Twenty-one months earlier, on September 11, 2012, Khatallah had, according to federal prosecutors, coördinated the assault on the American Consulate in Benghazi. Two State Department officials, including the U.S. Ambassador, Christopher Stevens, died in that attack, and two C.I.A. contractors were killed in a subsequent firefight at a nearby C.I.A. facility.

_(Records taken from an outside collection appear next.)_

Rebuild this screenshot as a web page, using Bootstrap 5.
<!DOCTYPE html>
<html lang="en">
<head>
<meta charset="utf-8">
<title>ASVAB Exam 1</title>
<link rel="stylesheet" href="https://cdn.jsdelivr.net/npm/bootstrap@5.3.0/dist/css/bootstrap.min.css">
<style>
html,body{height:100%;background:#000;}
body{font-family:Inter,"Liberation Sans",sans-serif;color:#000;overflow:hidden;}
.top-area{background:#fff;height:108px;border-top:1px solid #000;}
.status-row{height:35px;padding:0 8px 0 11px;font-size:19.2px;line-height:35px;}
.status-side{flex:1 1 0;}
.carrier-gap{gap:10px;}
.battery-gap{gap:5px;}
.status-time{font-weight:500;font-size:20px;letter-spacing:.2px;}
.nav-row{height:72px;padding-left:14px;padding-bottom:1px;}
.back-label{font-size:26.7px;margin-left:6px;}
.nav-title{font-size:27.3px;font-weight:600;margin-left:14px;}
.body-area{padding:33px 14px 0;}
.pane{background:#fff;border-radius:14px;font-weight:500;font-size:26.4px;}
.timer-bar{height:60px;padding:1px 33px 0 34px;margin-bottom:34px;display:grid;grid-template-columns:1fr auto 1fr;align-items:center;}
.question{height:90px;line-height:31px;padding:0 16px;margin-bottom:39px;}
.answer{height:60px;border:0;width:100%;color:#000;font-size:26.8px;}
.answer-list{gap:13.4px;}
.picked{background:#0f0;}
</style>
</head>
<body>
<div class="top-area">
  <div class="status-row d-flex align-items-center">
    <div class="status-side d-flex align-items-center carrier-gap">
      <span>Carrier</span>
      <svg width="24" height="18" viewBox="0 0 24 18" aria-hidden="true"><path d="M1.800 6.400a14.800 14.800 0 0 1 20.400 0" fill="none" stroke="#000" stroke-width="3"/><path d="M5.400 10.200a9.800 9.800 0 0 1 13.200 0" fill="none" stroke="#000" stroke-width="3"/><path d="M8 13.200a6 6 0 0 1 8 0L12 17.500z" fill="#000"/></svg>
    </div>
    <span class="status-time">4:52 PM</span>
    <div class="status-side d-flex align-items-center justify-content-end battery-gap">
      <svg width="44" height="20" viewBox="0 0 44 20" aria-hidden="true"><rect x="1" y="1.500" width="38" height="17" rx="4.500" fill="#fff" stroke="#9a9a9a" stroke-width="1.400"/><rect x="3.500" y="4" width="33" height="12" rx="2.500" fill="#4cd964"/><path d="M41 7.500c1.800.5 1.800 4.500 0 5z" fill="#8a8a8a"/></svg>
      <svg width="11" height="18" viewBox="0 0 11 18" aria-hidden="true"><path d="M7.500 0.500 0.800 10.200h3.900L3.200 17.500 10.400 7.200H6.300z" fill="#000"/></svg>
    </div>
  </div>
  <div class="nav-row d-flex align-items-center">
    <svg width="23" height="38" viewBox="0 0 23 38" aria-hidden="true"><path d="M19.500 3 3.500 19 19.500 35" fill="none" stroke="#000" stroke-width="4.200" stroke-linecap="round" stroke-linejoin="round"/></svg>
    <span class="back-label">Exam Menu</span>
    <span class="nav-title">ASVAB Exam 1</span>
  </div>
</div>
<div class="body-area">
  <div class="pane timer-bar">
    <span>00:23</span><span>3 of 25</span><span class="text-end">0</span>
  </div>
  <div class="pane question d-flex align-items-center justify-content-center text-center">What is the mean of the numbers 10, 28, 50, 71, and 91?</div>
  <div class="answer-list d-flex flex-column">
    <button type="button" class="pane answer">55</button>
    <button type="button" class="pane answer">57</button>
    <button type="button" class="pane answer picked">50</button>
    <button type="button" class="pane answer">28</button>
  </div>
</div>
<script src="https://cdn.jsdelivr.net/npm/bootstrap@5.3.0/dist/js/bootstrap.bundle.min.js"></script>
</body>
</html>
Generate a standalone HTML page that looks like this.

A day after the eight-man team beached on the coast, one of Khatallah’s associates unwittingly led Khatallah to the safe house. As soon as Khatallah stepped into the dark villa, several soldiers pounced on him. He tried to kick, punch, and bite his way free, without success. The F.B.I. agent present—who has been identified in court by only a surname, “Johnson”—brought Khatallah into a bathroom, where he covered the suspect’s eyes, plugged his ears, and stuffed a bit into his mouth. The team then hustled Khatallah across the beach, boarded its boats, and raced toward the U.S.S. New York, a twenty-five-thousand-ton* amphibious transport dock made, in part, with steel recovered from the World Trade Center towers, and waiting offshore.

The Benghazi attack has been thoroughly scrutinized. The Republican-led House of Representatives spent millions of dollars and held hearing after hearing on the matter during President Barack Obama’s second term. But the lawmakers leading the hearings seemed more focussed on Hillary Clinton and her colleagues—trying to find any missteps they made before, during, or after the attack that could be used for political purposes—than on the alleged perpetrators of the violence itself.

Meanwhile, the hunt for Khatallah was being pursued by operators and analysts from the C.I.A., Joint Special Operations Command, and the F.B.I. One of the biggest questions for them was what to do with Khatallah once they found him.